Angshuman Choudhury: The point I had made was specifically about isolating Pakistan versus holding Pakistan accountable, which is a goal India should focus on. My argument was that this obsession over isolating Pakistan distracts us from other, more effective ways to hold Pakistan accountable. The reality of geopolitics is such that it’ll be extremely difficult for India to isolate Pakistan from the global system.
General Michael Kurilla and Paul Kapur, who is soon going to be the Trump administration’s South Asia hand, the comments they have made show the resilience of the US-Pakistan relationship, which seems to be becoming even stronger under the Trump administration, likely because of American interests to counterbalance the Chinese presence in Pakistan. The thinking in DC right now is that we’ve got to work with Pakistan to make sure that China doesn’t have a complete foothold in that part of the world.
New Delhi should recognise these inevitable geopolitical realities and work with those rather than ignoring and bypassing those realities.
Nidhi, these delegations that have travelled—there was hand-wringing between the Congress and the BJP on their constitution. Do you think this detracted from the purpose, and is the Modi government politically outmaneuvering the opposition domestically
Nidhi Razdan: Politically there are two parts to this. It’s ironic that a political party that has an aversion towards the minority community, Muslims, had to depend on Asaduddin Owaisi to be one of those leading from the front to speak for India. It’s all very well to project a united face to the world politically and religiously, but we need to reflect on how we’re treating our own people at home.
On the composition itself, I actually thought this was a great opportunity for the Congress to take a march on the BJP on the nationalism card. In the beginning, the way they handled their reaction to Sindoor was brilliant because they didn’t fall into the 2019 Balakot trap. They didn’t question the impact of the strikes. But the moment Shashi Tharoor became the face of one of these delegations, it exploded. It exposed the weaknesses, the divisions within the Congress. It made the Congress look petty and petulant, and they started training their guns on Tharoor instead of focusing on what the mission should have been.
The TMC [Trinamool Congress] was smarter—they got their way, they got their nominee, and Abhishek Banerjee’s speech in Japan was widely circulated and praised even by the ruling party. It says something that it is your opposition MPs who had some of the strongest arguments on Pakistan-sponsored terrorism in these delegations. Politically, it’s played well for the BJP and Modi because it’s shifted the focus away from the security failures in Pulwama and why this happened at all in the first place.

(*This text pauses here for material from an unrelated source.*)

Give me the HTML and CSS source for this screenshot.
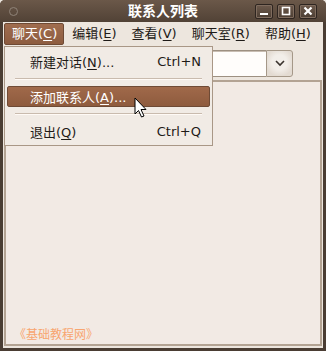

We saw Prime Minister Modi meeting all the delegation members upon their return but he did not meet any all-party leaders himself, though Rajnath Singh presided over those meetings. Why do you think that’s the case? Is he trying to score a political point?
Angshuman Choudhury: There is a sense that he does not tend to micromanage things. He would be there as a big figure, as a ritualistic presence in the big meetings. When there’s an all-party meeting, which is well-photographed, well-publicized—I was looking at the news cycle after he met the all-party delegation, and the Operation Sindoor news cycle was inundated by that meeting. Almost across the board, it was just the Prime Minister’s meeting with the all-party squad as if nothing else had happened. The details of the meetings with the foreign delegations remain sketchy.

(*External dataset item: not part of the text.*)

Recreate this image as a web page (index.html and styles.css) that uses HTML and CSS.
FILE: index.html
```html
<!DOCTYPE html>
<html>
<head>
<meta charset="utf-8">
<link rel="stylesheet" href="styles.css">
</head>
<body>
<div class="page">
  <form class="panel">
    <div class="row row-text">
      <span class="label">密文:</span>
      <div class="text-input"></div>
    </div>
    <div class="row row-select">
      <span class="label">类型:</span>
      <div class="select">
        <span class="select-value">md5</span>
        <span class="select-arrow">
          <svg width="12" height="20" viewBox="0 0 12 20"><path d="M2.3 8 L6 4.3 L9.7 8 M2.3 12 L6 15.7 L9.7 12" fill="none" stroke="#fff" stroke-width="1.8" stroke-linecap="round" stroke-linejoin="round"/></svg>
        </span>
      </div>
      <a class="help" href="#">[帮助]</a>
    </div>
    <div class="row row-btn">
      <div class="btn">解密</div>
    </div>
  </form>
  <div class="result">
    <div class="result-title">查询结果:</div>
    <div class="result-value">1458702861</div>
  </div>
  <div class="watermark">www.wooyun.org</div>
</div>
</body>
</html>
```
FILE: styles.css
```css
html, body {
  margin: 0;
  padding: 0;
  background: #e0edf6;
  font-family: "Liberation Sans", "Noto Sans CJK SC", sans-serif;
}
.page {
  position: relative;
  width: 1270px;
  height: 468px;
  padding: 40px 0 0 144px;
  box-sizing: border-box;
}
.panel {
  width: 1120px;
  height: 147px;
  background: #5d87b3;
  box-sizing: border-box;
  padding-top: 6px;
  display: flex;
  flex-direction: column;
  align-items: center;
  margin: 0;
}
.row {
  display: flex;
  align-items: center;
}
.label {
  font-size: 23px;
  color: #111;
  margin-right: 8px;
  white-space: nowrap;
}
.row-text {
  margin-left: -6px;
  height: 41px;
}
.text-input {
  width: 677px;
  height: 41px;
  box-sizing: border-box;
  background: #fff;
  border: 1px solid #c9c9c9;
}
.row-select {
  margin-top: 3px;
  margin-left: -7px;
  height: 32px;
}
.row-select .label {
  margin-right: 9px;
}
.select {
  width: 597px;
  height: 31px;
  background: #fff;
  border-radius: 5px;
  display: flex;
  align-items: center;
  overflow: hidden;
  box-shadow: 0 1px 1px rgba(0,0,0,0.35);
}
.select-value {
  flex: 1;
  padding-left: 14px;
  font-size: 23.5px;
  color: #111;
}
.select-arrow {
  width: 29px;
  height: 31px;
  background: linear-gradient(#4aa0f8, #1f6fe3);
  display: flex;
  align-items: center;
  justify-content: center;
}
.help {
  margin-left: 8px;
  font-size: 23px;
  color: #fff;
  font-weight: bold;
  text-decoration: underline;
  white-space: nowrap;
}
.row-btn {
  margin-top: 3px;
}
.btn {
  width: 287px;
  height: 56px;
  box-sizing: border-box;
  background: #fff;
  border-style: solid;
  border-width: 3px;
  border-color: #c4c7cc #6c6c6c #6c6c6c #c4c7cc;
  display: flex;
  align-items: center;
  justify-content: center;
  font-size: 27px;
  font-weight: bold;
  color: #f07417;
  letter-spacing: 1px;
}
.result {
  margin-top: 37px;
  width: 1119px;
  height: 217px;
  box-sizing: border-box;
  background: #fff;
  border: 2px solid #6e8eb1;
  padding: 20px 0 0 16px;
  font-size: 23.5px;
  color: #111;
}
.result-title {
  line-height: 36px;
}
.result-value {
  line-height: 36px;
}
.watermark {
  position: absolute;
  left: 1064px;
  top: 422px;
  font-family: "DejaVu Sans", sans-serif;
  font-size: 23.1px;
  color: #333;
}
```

The Prime Minister knows very well how to play the nationalism card. He also knows how to place himself in the media cycle in a very strategic manner. By outsourcing the smaller meetings to subordinates like the Defence Minister, he tries to give the sense that the larger system is involved and that he would be reserved only for the grander engagements
Prime Minister Narendra Modi in a discussion with delegation members. The Modi government’s global campaign after Pulwama reveals more about domestic politics than international diplomatic success.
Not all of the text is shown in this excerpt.